The Computer Is A Lie

Imagine your task is to explain the operation of a CPU, to someone who has a little familiarity with programming. Here’s how I would be tempted to set about explaining it:

The processor runs a fetch-execute cycle. It fetches a single instruction from memory, which is then executed. For example, a LOAD instruction loads a value from memory into a processor register, an ADD instruction adds two registers, and a STORE instruction stores a value from a register back into memory. Once an instruction has been executed, the next instruction is fetched and executed. The number of instructions that can be executed in a second is known as the clock speed, so 1 Mhz is 1 million instructions per second.

I think that it’s a reasonable explanation of how a processor works, one which we are familiar with, and which gets the gist across to someone not familiar with processors. It’s also, in terms of modern processors, almost completely wrong.

Complicating Factors

Let’s quickly go through why our processor explanation is wrong:

  • Cache: instructions and values are not usually fetched directly from memory — instead there’s a cache (or three) in the way that allow for faster-seeming access to memory.
  • Pipelining: instructions are pipelined, so that the second instruction can begin executing before the first is finished.
  • Out-Of-Order Execution: related to pipelining, instructions can actually be re-ordered if they are independent and end up executed in a different order to that of the original assembly program.
  • Speculative execution: linked to pipelining, instructions can execute speculatively based on a guess as to which branch will be taken in a program, then the results actually have to be rewound (known as a pipeline stall).
  • Microcode: the loaded instruction is generally not executed directly, but is instead translated into a lower-level form of code called microcode which is what the processor actually executes.

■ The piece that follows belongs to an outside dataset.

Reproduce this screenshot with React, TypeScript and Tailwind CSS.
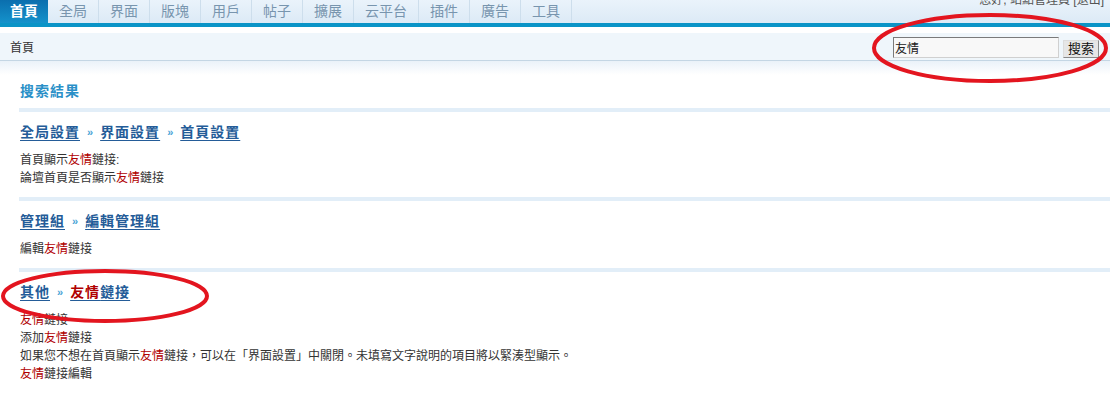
import React from "react";

const tabs = ["全局", "界面", "版塊", "用戶", "帖子", "擴展", "云平台", "插件", "廣告", "工具"];

const Hl = ({ children }: { children: React.ReactNode }) => (
    <span className="text-[#b00000]">{children}</span>
);

const Sep = () => <div className="h-[4px] bg-[#e2eef8]" />;

const Arrow = () => <span className="mx-[7px] text-[11px] font-bold tracking-normal text-[#4aa3d6] no-underline">»</span>;

interface Section {
    crumbs: React.ReactNode[];
    lines: React.ReactNode[];
}

const sections: Section[] = [
    {
        crumbs: ["全局設置", "界面設置", "首頁設置"],
        lines: [
            <>首頁顯示<Hl>友情</Hl>鏈接:</>,
            <>論壇首頁是否顯示<Hl>友情</Hl>鏈接</>,
        ],
    },
    {
        crumbs: ["管理組", "編輯管理組"],
        lines: [<>編輯<Hl>友情</Hl>鏈接</>],
    },
    {
        crumbs: [
            "其他",
            <>
                <Hl>友情</Hl>鏈接
            </>,
        ],
        lines: [
            <><Hl>友情</Hl>鏈接</>,
            <>添加<Hl>友情</Hl>鏈接</>,
            <>如果您不想在首頁顯示<Hl>友情</Hl>鏈接，可以在「界面設置」中關閉。未填寫文字說明的項目將以緊湊型顯示。</>,
            <><Hl>友情</Hl>鏈接編輯</>,
        ],
    },
];

export default function App() {
    return (
        <div
            className="relative h-[397px] w-[1110px] overflow-hidden bg-white text-[12px] text-[#333]"
            style={{ fontFamily: '"Liberation Sans", "Noto Sans CJK TC", sans-serif' }}
        >
            {/* Top nav */}
            <div className="flex h-[23px] bg-gradient-to-b from-[#eaf3fb] to-[#dceaf6]">
                <div className="flex h-[23px] w-[48px] items-center justify-center bg-gradient-to-b from-[#0b6fae] to-[#1592cb] text-[14px] font-bold text-white">
                    首頁
                </div>
                {tabs.map((t) => (
                    <div
                        key={t}
                        className="flex h-[23px] items-center border-r border-[#cddeec] px-[11px] text-[14px] text-[#7895ae]"
                    >
                        {t}
                    </div>
                ))}
                <div className="ml-auto -mt-[9px] pr-[6px] text-[12px] leading-[18px] text-[#555]">
                    您好, 站點管理員 [退出]
                </div>
            </div>
            <div className="h-[4px] bg-[#0a94c7]" />
            <div className="h-[6px] bg-white" />

            {/* Breadcrumb bar */}
            <div className="flex h-[28px] items-center border-b border-[#c4d6e4] bg-[#eff6fb] pl-[10px] pr-[11px]">
                <span className="mt-[2px]">首頁</span>
                <div className="ml-auto mt-[2px] flex items-center gap-[4px]">
                    <input
                        readOnly
                        value="友情"
                        className="h-[21px] w-[166px] border border-t-[#7a7a7a] border-l-[#7a7a7a] border-r-[#d0d0d0] border-b-[#d0d0d0] bg-[#f8f8f8] px-[1px] text-[12px] text-[#222] outline-none"
                    />
                    <button className="mt-[2px] h-[18px] w-[36px] border border-[#8a8a8a] border-t-[#dcdcdc] border-l-[#dcdcdc] bg-[#e6e6e6] text-[13px] leading-[14px] text-[#111]">
                        搜索
                    </button>
                </div>
            </div>

            {/* Content */}
            <div className="bg-gradient-to-b from-[#eaf2f9] to-white to-[14px] bg-no-repeat pl-[19px] pt-[20px]">
                <div className="h-[20px] pl-[1px] text-[14px] font-bold leading-[20px] tracking-[1px] text-[#2a90c8]">搜索結果</div>
                <div className="mt-[7px]" />
                {sections.map((s, i) => (
                    <div key={i}>
                        <Sep />
                        <div className="mt-[10px] flex h-[20px] items-center pl-[1px] text-[14px] font-bold leading-[20px] tracking-[1px] text-[#245c98]">
                            {s.crumbs.map((c, j) => (
                                <React.Fragment key={j}>
                                    {j > 0 && <Arrow />}
                                    <span className="underline underline-offset-[3px]">{c}</span>
                                </React.Fragment>
                            ))}
                        </div>
                        <div className="mb-[10px] mt-[9px] pl-[1px]">
                            {s.lines.map((l, k) => (
                                <div key={k} className="h-[18px] leading-[18px]">
                                    {l}
                                </div>
                            ))}
                        </div>
                    </div>
                ))}
            </div>

            {/* Red annotation marks */}
            <svg className="pointer-events-none absolute left-0 top-0" width="1110" height="397">
                <ellipse cx="990" cy="48" rx="116" ry="33" fill="none" stroke="#e3151f" strokeWidth="4" />
                <ellipse cx="105" cy="296" rx="102" ry="25" fill="none" stroke="#e3151f" strokeWidth="4" />
            </svg>
        </div>
    );
}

Between all those issues, it’s almost impossible to map clock speed to instructions, as the speed with which an instruction can execute depends on availability of relevant memory in the cache, the pipelining effects of nearby instructions, and the amount of microcode instructions into which it is translated.

What to do?

So what should we do — should we teach all the nitty-gritty details in our GCSEs? Of course not! Our original explanation is essentially a model of a processor (based on ’70s-era CPUs). Other disciplines, notably chemistry but also physics, have long been teaching simplified models to beginners, and the study of the processor in computing is exactly the same. The model is inaccurate, a lie, but to quote Box on the issue of scientific models: all models are wrong, but some are useful.

One thought on “The Computer Is A Lie

  1. Models are certainly useful, especially at KS4. I remember being taught the simple “solar system” model of the atom at GCSE and how this was amended in A-Level Physics. The process of applying our new knowledge (e.g. the orbiting electrons would have to accelerate to maintain a constant velocity; accelerating charges emit electromagnetic radiation, leading to atomic collapse) to critiquing the simplistic GCSE model was a useful learning process.

    Similarly, by teaching the simple von Neumann architecture (perhaps contrasting with the Harvard model), we can introduce a basic model of a computer and how it executes instructions and processes data…and introduce instruction-level parallelism et al. when it is appropriate!